Both narrators use sounds to make descriptive actions more vivid and real. “[Lucy] began to walk forward, crunch-crunch over the snow and through the wood toward the other light” (Lion 9). “The general meaning of the song was only too plain; for now the goblins took out whips and whipped them with a swish, smack!, and set them running as fast as they could in front of them” (Hobbit 59). Bilbo hears “drops drip-drip-dripping” (67) as he comes to the underground lake where Gollum lives.
The most important thing the narrators do is to impart moral lessons in a way that benefits even adult readers of the tales. They show us what happens within the heart and soul of Bilbo and Digory, as hobbit and boy fight their spiritual battles. “[Bilbo] must get away . . . . He must fight. He must stab the foul thing, put its eyes out, kill it. It meant to kill him. No, not a fair fight. He was invisible now. Gollum had no sword. Gollum had not actually threatened to kill him, or tried to yet. . . . pity . . . welled up in Bilbo’s heart” (79). Digory successfully struggles against the temptation the Witch presents to flee back to his world and give the magic apple to his mother to heal her rather than bring it to Aslan as he promised to do.
Both narrators praise their heroes for overcoming fear and temptation. After Bilbo hears Smaug snoring, he freezes. “Going on from there was the bravest thing he ever did. The tremendous things that happened afterwards were as nothing compared to it. He fought the real battle in the tunnel alone, before he ever saw the vast danger that lay in wait” (184). Digory wins against the seductive allure of eating the magic apple after he sees a bird watching him. “But I think Digory would not have taken an apple for himself in any case. Things like Do Not Steal were, I think, hammered into boys’ heads a good deal harder in those days than they are now” (Nephew 173-174).

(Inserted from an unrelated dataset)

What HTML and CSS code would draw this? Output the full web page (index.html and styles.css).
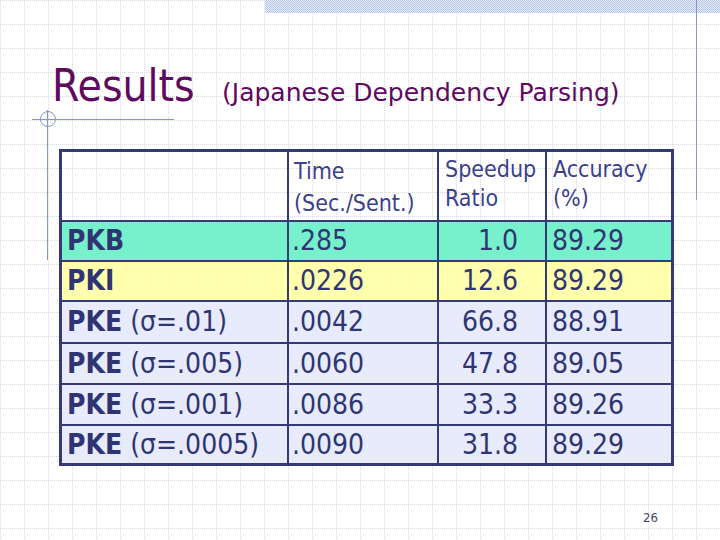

The most vital thing the narrators do is to show the role of divine providence in the lives of the heroes. Gandalf refers to Bilbo as the “chosen and selected burglar” (Hobbit 27). He speaks of the unseen Chooser in “The Quest of Erebor.” “‘I dare say he was ‘chosen’ and I was only chosen to choose him; but I picked out Bilbo’” (Unfinished Tales 331). Grace aids Bilbo throughout his adventure, from finding Sting and the Ring, to the ‘luck’ that aids him in his battle with the spiders, the barrel ride down to Lake-town, and many other times. Lucy also experiences Aslan’s aid, as she faces the temptation to speak the spell that would make her beautiful. “But when she looked back at the opening words of the spell . . . where she felt quite sure there had been no picture before, she found the great face of. . . Aslan . . . staring into hers. . . . She became horribly afraid and turned over the page at once” (Voyage 154-155).
A difference between the two narrators is that Lewis hides some of the trauma from his young readers, while Tolkien does not. As the Witch kills Aslan, the narrator states Lucy and Susan cover their eyes and do not watch the actual moment. The Hobbit’s narrator, on the other hand, clearly states that Gollum is a cannibal and wishes to eat Bilbo and speaks in explicit terms of the methods Bilbo thought of when tempted to kill the creature. He also speaks later of the suffering that takes place after Smaug destroys Lake-town.
These are only some of the examples to show how essential the narrators are to the tales. By speaking conversationally to the children, they treat them as important people in their own right and draw them into the stories. Both use small people as their heroes to make them more accessible to children and to show them what they are capable of themselves. The narrators also teach children, and adults, important moral lessons that perhaps would not be received or accepted in another form. Both narrators are so much a part of the tales that the stories would be quite different, less friendly, and less able to pull young readers directly in the sub-created worlds.
Lewis, C. S. The Lion, the Witch and the Wardrobe. New York: Scholastic, 1995.
—. The Magician’s Nephew. New York: Scholastic, 1995.
—. The Voyage of the Dawn Treader. New York: Scholastic, 1995.
Tolkien, J. R. R. The Hobbit, or There and Back Again. Boston: Houghton Mifflin, 1966.
—. Unfinished Tales of Númenor and Middle-earth. Boston: Houghton Mifflin, 1980.